L'impromptu du CRIF
Daniel Schneidermann - - Le matinaute - 79 commentaires Télécharger la videoTélécharger la version audio
De l'importance des légendes.
La vidéo de la poignée de mains Sarkozy-Hollande au dîner du Conseil représentatif des institutions juives de France (CRIF), que diffusent ce matin tous les sites de presse, ne dit pas grand-chose en elle-même. Hollande s'approche par derrière de Sarkozy attablé. Lequel se lève, serre la main du candidat socialiste, tous deux posent pour les photographes qui tiennent l'image de la soirée, Sarkozy se rassoit quand arrive un troisième personnage, le président du CRIF Richard Prasquier, désireux de poser entre les deux moitiés de la France. Sarkozy se relève, les flashes crépitent, il se rassoit enfin, tandis que le cameraman, non identifié, zoome sur Hollande qui s'éloigne. Pour vous en convaincre, regardez-la avant de lire ce qui suit. |
Voilà ce que disent les images, et pas grand-chose d'autre. Et les récits du Monde et deLibé, par exemple, n'aident guère à les interpréter. Mais surprise ! C'est Le Figaro qui raconte une tout autre histoire, une véritable Blitzkrieg de la paluche, remporté haut la...main (pardon) par Hollande. Sarkozy, raconte Le Figaro, était arrivé en retard, justement "pour ne pas croiser le candidat socialiste". Raté ! Ce dernier "n'avait pas dit son dernier mot. En plein dîner, il s'est levé (...) puis s'est dirigé vers le président, tout sourire, pour lui serrer la main." Ainsi légendé, l'impromptu prend un tout autre sens. Comme dans un film comique, on jubile de voir Hollande parvenir à la chaise présidentielle avec une hardiesse d'enfarineur potentiel. Et tiens, pendant que Hollande prend possession symboliquement de la tablée sarkozyenne en serrant la main des convives, voyez comme Sarkozy, embarrassé, se cherche une contenance en rajustant sa veste ! Quant au zoom final sur le visage de Hollande après le raid, n'y lit-on pas la satisfaction du prédateur victorieux ? Ces émotions de spectateur se mêlent, naturellement, à la stupeur de voir Le Figaro s'amuser de la déconvenue sarkozyenne. Décidément, il se passe quelque chose.

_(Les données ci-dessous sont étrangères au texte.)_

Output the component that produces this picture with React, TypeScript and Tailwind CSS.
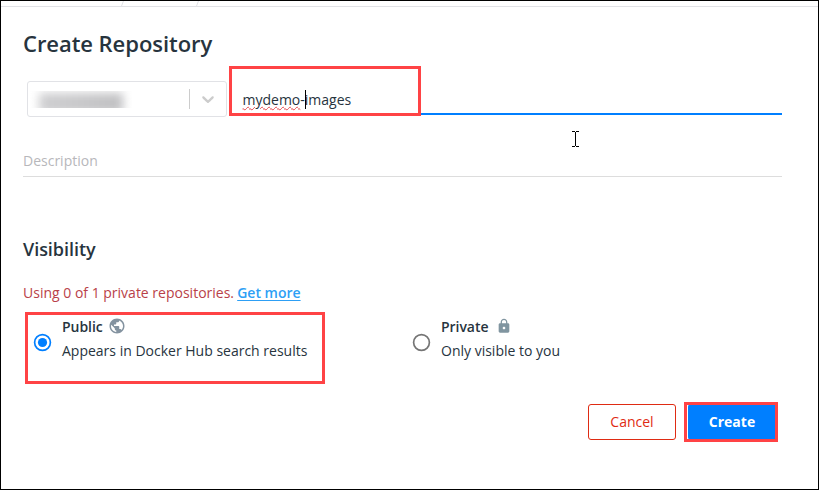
import React from "react";

function GlobeIcon() {
  return (
    <svg className="-mt-0.5 h-[18px] w-[18px]" viewBox="0 0 24 24" fill="#8493a0">
      <path d="M12 2C6.48 2 2 6.48 2 12s4.48 10 10 10 10-4.48 10-10S17.52 2 12 2zm-1 17.93c-3.95-.49-7-3.85-7-7.93 0-.62.08-1.21.21-1.79L9 15v1c0 1.1.9 2 2 2v1.93zm6.9-2.54c-.26-.81-1-1.39-1.9-1.39h-1v-3c0-.55-.45-1-1-1H8v-2h2c.55 0 1-.45 1-1V7h2c1.1 0 2-.9 2-2v-.41c2.93 1.19 5 4.06 5 7.41 0 2.08-.8 3.97-2.1 5.39z" />
    </svg>
  );
}

function LockIcon() {
  return (
    <svg className="-mt-0.5 h-4 w-4" viewBox="0 0 24 24" fill="#8095a0">
      <path d="M18 8h-1V6c0-2.76-2.24-5-5-5S7 3.24 7 6v2H6c-1.1 0-2 .9-2 2v10c0 1.1.9 2 2 2h12c1.1 0 2-.9 2-2V10c0-1.1-.9-2-2-2zm-6 9c-1.1 0-2-.9-2-2s.9-2 2-2 2 .9 2 2-.9 2-2 2zm3.1-9H8.9V6c0-1.71 1.39-3.1 3.1-3.1 1.71 0 3.1 1.39 3.1 3.1v2z" />
    </svg>
  );
}

type OptionProps = {
  label: string;
  hint: string;
  icon: React.ReactNode;
  checked?: boolean;
};

function VisibilityOption({ label, hint, icon, checked }: OptionProps) {
  return (
    <div className="flex w-[379px] items-center">
      <svg className="mt-1.5 ml-[9px] h-[21px] w-[21px] shrink-0" viewBox="0 0 21 21">
        <circle cx="10.5" cy="10.5" r="7.9" fill="none" strokeWidth="1.7" stroke={checked ? "#007fff" : "#757575"} />
        {checked && <circle cx="10.5" cy="10.5" r="4.6" fill="#007fff" />}
      </svg>
      <div className="ml-[9px] whitespace-nowrap">
        <div className="flex h-6 items-center">
          <span className="font-semibold tracking-[-0.05px]">{label}</span>
          {icon}
        </div>
        <div className="h-6 leading-6">{hint}</div>
      </div>
    </div>
  );
}

export default function App() {
  return (
    <div className="relative flex h-[490px] w-[819px] flex-col overflow-hidden border border-black bg-white font-['Open_Sans','Noto_Sans',sans-serif] text-sm text-[#27343e]">
      <div className="flex h-[6px] shrink-0 border-b border-[#e1e2e6]">
        <div className="ml-[121px] h-[5px] w-[76px] -skew-x-[20deg] border-x border-[#e1e2e6]" />
      </div>

      <main className="flex w-[781px] flex-col pl-[22px]">
        <h1 className="mt-5 h-8 text-[22px] leading-8 font-semibold tracking-[-0.05px]">Create Repository</h1>

        <div className="mt-[22px] flex h-9">
          <div className="ml-1 flex h-9 w-[200px] shrink-0 items-center rounded-[3px] border border-[#e1e2e6]">
            <div className="mt-[1px] ml-[2px] h-[17px] w-[104px] overflow-hidden">
              <div className="mt-0.5 ml-[9px] h-5 w-[84px] bg-gradient-to-r from-[#cfcfd1] via-[#c8c8ca] to-[#c0c0c2] blur-[5px]" />
            </div>
            <div className="ml-[55px] h-5 w-px bg-[#cccccc]" />
            <svg className="ml-2 h-5 w-5" viewBox="0 0 20 20" fill="#cccccc">
              <path d="M4.516 7.548c0.436-0.446 1.043-0.481 1.576 0l3.908 3.747 3.908-3.747c0.533-0.481 1.141-0.446 1.574 0 0.436 0.445 0.408 1.197 0 1.615-0.406 0.418-4.695 4.502-4.695 4.502-0.217 0.223-0.502 0.335-0.787 0.335s-0.57-0.112-0.789-0.335c0 0-4.287-4.084-4.695-4.502s-0.436-1.17 0-1.615z" />
            </svg>
          </div>
          <div className="ml-1 h-[34px] grow border-b-2 border-[#007fff] pt-[7px] pl-[11.5px] leading-6">
            <span className="underline decoration-[#e5484d] decoration-wavy decoration-[0.7px] underline-offset-[1px]">mydemo</span>-images
          </div>
        </div>

        <div className="mt-[32px] h-7 border-b border-[#dddddd] leading-6 text-[#b7b7bb]">Description</div>

        <h2 className="mt-[58px] h-7 text-[18px] leading-7 font-semibold tracking-[-0.05px]">Visibility</h2>

        <p className="mt-[18px] h-6 leading-6 text-[#b93f49]">
          Using 0 of 1 private repositories.{" "}
          <a className="-ml-[0.5px] font-semibold text-[#2d9ff5] underline underline-offset-2">Get more</a>
        </p>

        <div className="mt-[10px] flex h-12">
          <VisibilityOption label="Public" hint="Appears in Docker Hub search results" icon={<span className="ml-[5px]"><GlobeIcon /></span>} checked />
          <VisibilityOption label="Private" hint="Only visible to you" icon={<span className="ml-[8px]"><LockIcon /></span>} />
        </div>

        <div className="mt-[41px] flex justify-end gap-3 pr-[6px]">
          <button className="h-9 w-[88px] rounded-[3px] border border-[#df2b13] font-medium text-[#df2b13]">Cancel</button>
          <button className="h-9 w-[88px] rounded-[3px] bg-[#007fff] font-bold text-white">Create</button>
        </div>
      </main>

      <div className="absolute top-[65px] left-[228px] h-[50px] w-[192px] border-[3px] border-[#ff4345]" />
      <div className="absolute top-[311px] left-[24px] h-[72px] w-[300px] border-[3px] border-[#ff4345]" />
      <div className="absolute top-[401px] left-[683px] h-10 w-[94px] border-[3px] border-[#ff4345]" />
      <div className="absolute top-[89px] left-[304px] h-[19px] w-px bg-black" />
      <svg className="absolute top-[130px] left-[571px] h-4 w-[7px]" viewBox="0 0 7 16" fill="none" stroke="black" shapeRendering="crispEdges">
        <path d="M0 .5H3M4 .5H7M3.5 1V15M0 15.5H3M4 15.5H7" />
      </svg>
    </div>
  );
}
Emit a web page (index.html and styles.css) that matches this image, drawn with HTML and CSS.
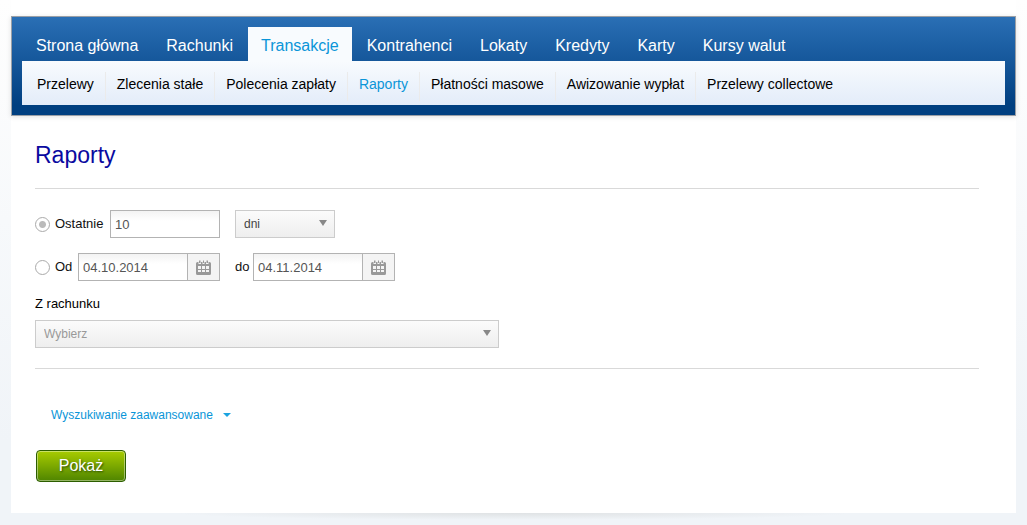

En fonction d'autres considérations encore, extérieures à la séquence proprement dite, on pourra évidemment tirer d'autres sujets de réflexion de cette rencontre souriante, à commencer par l'étrange soumission des représentants des principaux partis politiques français à un rituel communautariste annuel. Mais chacun comprendra qu'elles dépassent les missions d'un site de réflexion critique sur les images et les médias.